:: GIVEN INFORMATION ::
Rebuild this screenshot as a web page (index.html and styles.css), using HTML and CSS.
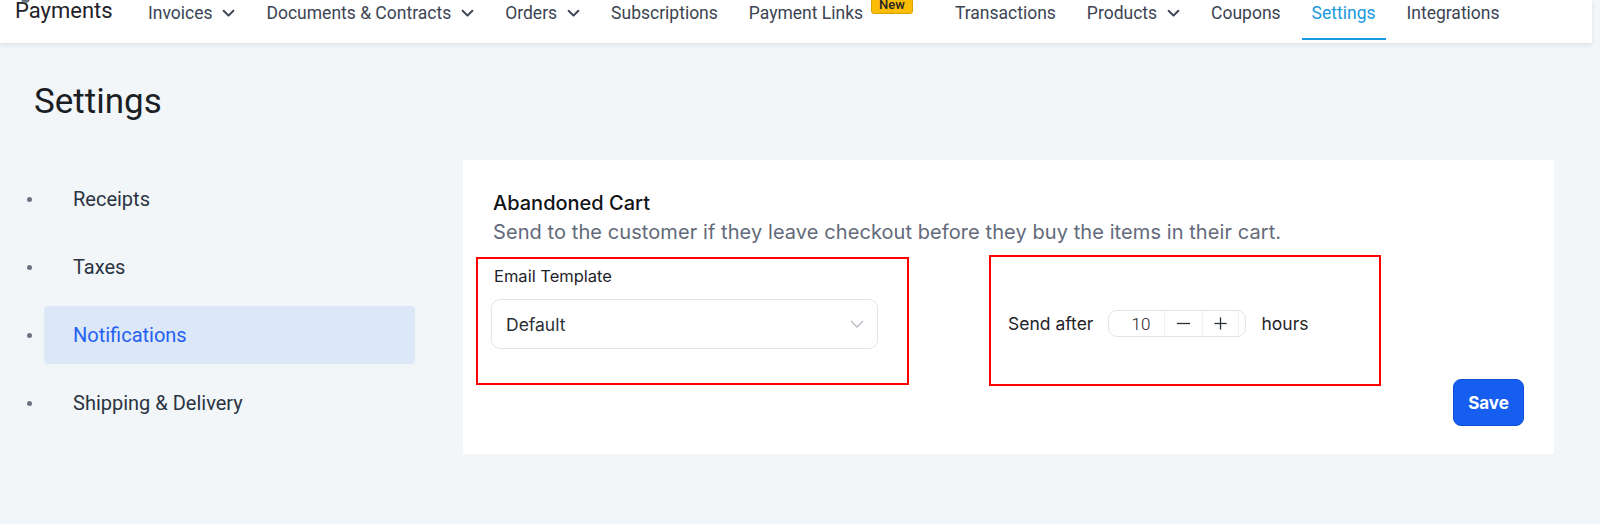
FILE: index.html
```html
<!DOCTYPE html>
<html lang="en">
<head>
<meta charset="utf-8">
<title>Payments - Settings</title>
<link rel="stylesheet" href="styles.css">
</head>
<body>
<header class="topnav">
  <div class="brand"><span class="brand-logo"></span>Payments</div>
  <nav class="nav-items">
    <a class="nav-item">Invoices <svg class="chev" viewBox="0 0 12 8"><polyline points="1.5,1.5 6,6 10.5,1.5"/></svg></a>
    <a class="nav-item">Documents &amp; Contracts <svg class="chev" viewBox="0 0 12 8"><polyline points="1.5,1.5 6,6 10.5,1.5"/></svg></a>
    <a class="nav-item">Orders <svg class="chev" viewBox="0 0 12 8"><polyline points="1.5,1.5 6,6 10.5,1.5"/></svg></a>
    <a class="nav-item">Subscriptions</a>
    <a class="nav-item">Payment Links <span class="badge">New</span></a>
    <a class="nav-item">Transactions</a>
    <a class="nav-item">Products <svg class="chev" viewBox="0 0 12 8"><polyline points="1.5,1.5 6,6 10.5,1.5"/></svg></a>
    <a class="nav-item">Coupons</a>
    <a class="nav-item active">Settings</a>
    <a class="nav-item">Integrations</a>
  </nav>
</header>

<main class="page">
  <h1 class="page-title">Settings</h1>
  <div class="layout">
    <ul class="sidebar">
      <li class="side-item"><a class="side-link">Receipts</a></li>
      <li class="side-item"><a class="side-link">Taxes</a></li>
      <li class="side-item"><a class="side-link active">Notifications</a></li>
      <li class="side-item"><a class="side-link">Shipping &amp; Delivery</a></li>
    </ul>

    <section class="card">
      <h2 class="card-title">Abandoned Cart</h2>
      <p class="card-desc">Send to the customer if they leave checkout before they buy the items in their cart.</p>
      <div class="form-row">
        <div class="mark mark-template">
          <label class="field-label">Email Template</label>
          <div class="select">
            <span class="select-value">Default</span>
            <svg class="select-chev" viewBox="0 0 14 8"><polyline points="1,1 7,7 13,1"/></svg>
          </div>
        </div>
        <div class="mark mark-delay">
          <span class="delay-text">Send after</span>
          <div class="stepper">
            <span class="step-value">10</span>
            <span class="step-btn step-minus"><svg viewBox="0 0 16 16"><line x1="1" y1="8" x2="15" y2="8"/></svg></span>
            <span class="step-btn step-plus"><svg viewBox="0 0 16 16"><line x1="1.5" y1="8" x2="14.5" y2="8"/><line x1="8" y1="1.5" x2="8" y2="14.5"/></svg></span>
            <span class="step-end"></span>
          </div>
          <span class="delay-text hours">hours</span>
        </div>
      </div>
      <div class="card-footer">
        <button class="btn-save">Save</button>
      </div>
    </section>
  </div>
</main>
</body>
</html>
```

FILE: styles.css
```css
html, body {
  margin: 0;
  padding: 0;
}
body {
  background: #f2f6f9;
  font-family: Roboto, "Liberation Sans", sans-serif;
  color: #1f2937;
  height: 524px;
  overflow: hidden;
}

/* ---------- top nav ---------- */
.topnav {
  width: 1592px;
  height: 43px;
  background: #ffffff;
  box-shadow: 0 2px 4px rgba(30, 41, 59, 0.10);
  display: flex;
  align-items: flex-start;
  box-sizing: border-box;
}
.brand {
  position: relative;
  padding-left: 15px;
  width: 123px;
  flex: none;
  font-size: 22px;
  line-height: 22px;
  color: #1f2329;
}
.brand-logo {
  position: absolute;
  left: 21px;
  top: -6px;
  width: 9px;
  height: 9px;
  border-radius: 50%;
  background: #6b7280;
}
.nav-items {
  display: flex;
  align-items: flex-start;
  gap: 11px;
}
.nav-item {
  display: flex;
  align-items: flex-start;
  height: 40px;
  box-sizing: border-box;
  padding: 0 10px;
  font-size: 17.5px;
  line-height: 27px;
  color: #3c4453;
  white-space: nowrap;
}
.nav-item.active {
  color: #1a9ae0;
  border-bottom: 2px solid #1a9ae0;
}
.chev {
  width: 13px;
  height: 9px;
  margin-left: 10px;
  margin-top: 9px;
  fill: none;
  stroke: #3c4453;
  stroke-width: 1.8;
  stroke-linecap: round;
  stroke-linejoin: round;
}
.badge {
  margin-left: 8px;
  margin-right: 11px;
  margin-top: -4px;
  padding: 0 7px;
  height: 16px;
  line-height: 16px;
  font-size: 13px;
  font-weight: 500;
  color: #1f2329;
  background: #fbbc05;
  border: 1px solid #dba200;
  border-radius: 3px;
}

/* ---------- page ---------- */
.page {
  padding-top: 38px;
}
.page-title {
  margin: 0;
  padding-left: 34px;
  font-size: 35px;
  line-height: 42px;
  font-weight: 400;
  color: #1b1f24;
}
.layout {
  display: flex;
  align-items: flex-start;
  margin-top: 37px;
}

/* ---------- sidebar ---------- */
.sidebar {
  list-style: none;
  margin: 0;
  padding: 10px 0 0 0;
  width: 463px;
  flex: none;
}
.side-item {
  display: flex;
  align-items: center;
  height: 58px;
  margin-bottom: 10px;
  padding-left: 27px;
}
.side-item::before {
  content: "";
  width: 5px;
  height: 5px;
  border-radius: 50%;
  background: #6b7280;
  margin-right: 12px;
  flex: none;
}
.side-link {
  display: flex;
  align-items: center;
  width: 371px;
  height: 58px;
  box-sizing: border-box;
  padding-left: 29px;
  border-radius: 4px;
  font-size: 20px;
  color: #2a3342;
}
.side-link.active {
  background: #dce8f8;
  color: #2461f2;
}

/* ---------- card ---------- */
.card {
  width: 1091px;
  background: #ffffff;
  box-sizing: border-box;
  padding: 29px 30px 28px 30px;
  font-family: Inter, "Liberation Sans", sans-serif;
}
.card-title {
  margin: 0;
  font-size: 20px;
  line-height: 28px;
  font-weight: 500;
  color: #101418;
}
.card-desc {
  margin: 0;
  font-size: 20px;
  line-height: 30px;
  letter-spacing: 0.08px;
  color: #626a7a;
}
.form-row {
  display: flex;
  align-items: flex-start;
  margin-top: 8px;
  margin-left: -17px;
}
.mark {
  border: 2px solid #ff0000;
  box-sizing: border-box;
}
.mark-template {
  width: 433px;
  height: 128px;
  margin-top: 2px;
  padding: 6px 0 0 13px;
}
.field-label {
  display: block;
  margin-left: 3px;
  font-size: 16.5px;
  line-height: 22px;
  color: #1f2329;
}
.select {
  margin-top: 12px;
  width: 387px;
  height: 50px;
  box-sizing: border-box;
  border: 1px solid #e1e4e8;
  border-radius: 9px;
  display: flex;
  align-items: center;
  justify-content: space-between;
  padding: 0 13px 0 14px;
}
.select-value {
  font-size: 17.5px;
  color: #2b2f36;
}
.select-chev {
  width: 14px;
  height: 8px;
  fill: none;
  stroke: #b6bac1;
  stroke-width: 1.3;
}
.mark-delay {
  width: 392px;
  height: 131px;
  margin-left: 80px;
  display: flex;
  align-items: center;
  padding: 6px 0 0 17px;
}
.delay-text {
  font-size: 17.5px;
  color: #1f2329;
}
.hours {
  margin-left: 15px;
}
.stepper {
  margin-left: 15px;
  width: 138px;
  height: 27px;
  box-sizing: border-box;
  border: 1px solid #e1e3e6;
  border-radius: 9px;
  display: flex;
  align-items: stretch;
}
.step-value {
  width: 56px;
  flex: none;
  display: flex;
  align-items: center;
  justify-content: center;
  padding-left: 8px;
  box-sizing: border-box;
  font-family: Roboto, "Liberation Sans", sans-serif;
  font-size: 17px;
  font-weight: 300;
  color: #1f2329;
  border-right: 1px solid #f0f0f2;
}
.step-btn {
  width: 38px;
  flex: none;
  display: flex;
  align-items: center;
  justify-content: center;
  border-right: 1px solid #f0f0f2;
  box-sizing: border-box;
}
.step-btn svg {
  width: 15px;
  height: 15px;
  stroke: #2b2f36;
  stroke-width: 1.4;
}
.step-plus {
  width: 36px;
}
.step-end {
  flex: 1;
}
.card-footer {
  display: flex;
  justify-content: flex-end;
  margin-top: -7px;
}
.btn-save {
  width: 71px;
  height: 47px;
  background: #155ef0;
  border: 1px solid #0d4fd6;
  border-radius: 8px;
  color: #ffffff;
  font-family: Inter, "Liberation Sans", sans-serif;
  font-size: 17px;
  font-weight: 700;
  cursor: pointer;
}
```
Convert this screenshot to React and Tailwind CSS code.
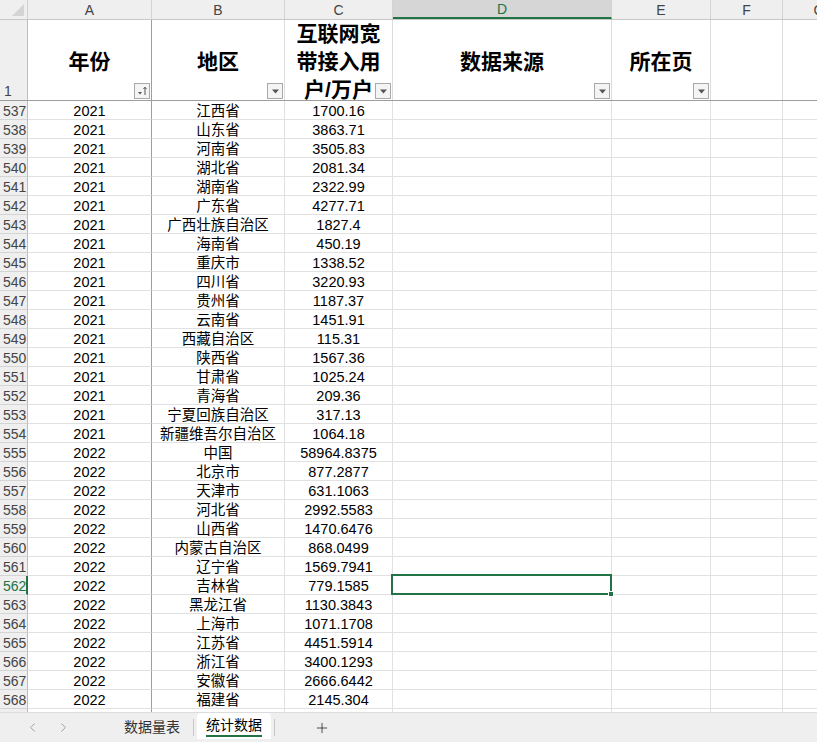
:::
PROBLEM STATEMENT: Go through the listing above and list every line that has the word "screenshot".

RESULT OF THIS EXERCISE:
Rebuild this screenshot as a web page (index.html and styles.css), using HTML and CSS.
Convert this screenshot to React and Tailwind CSS code.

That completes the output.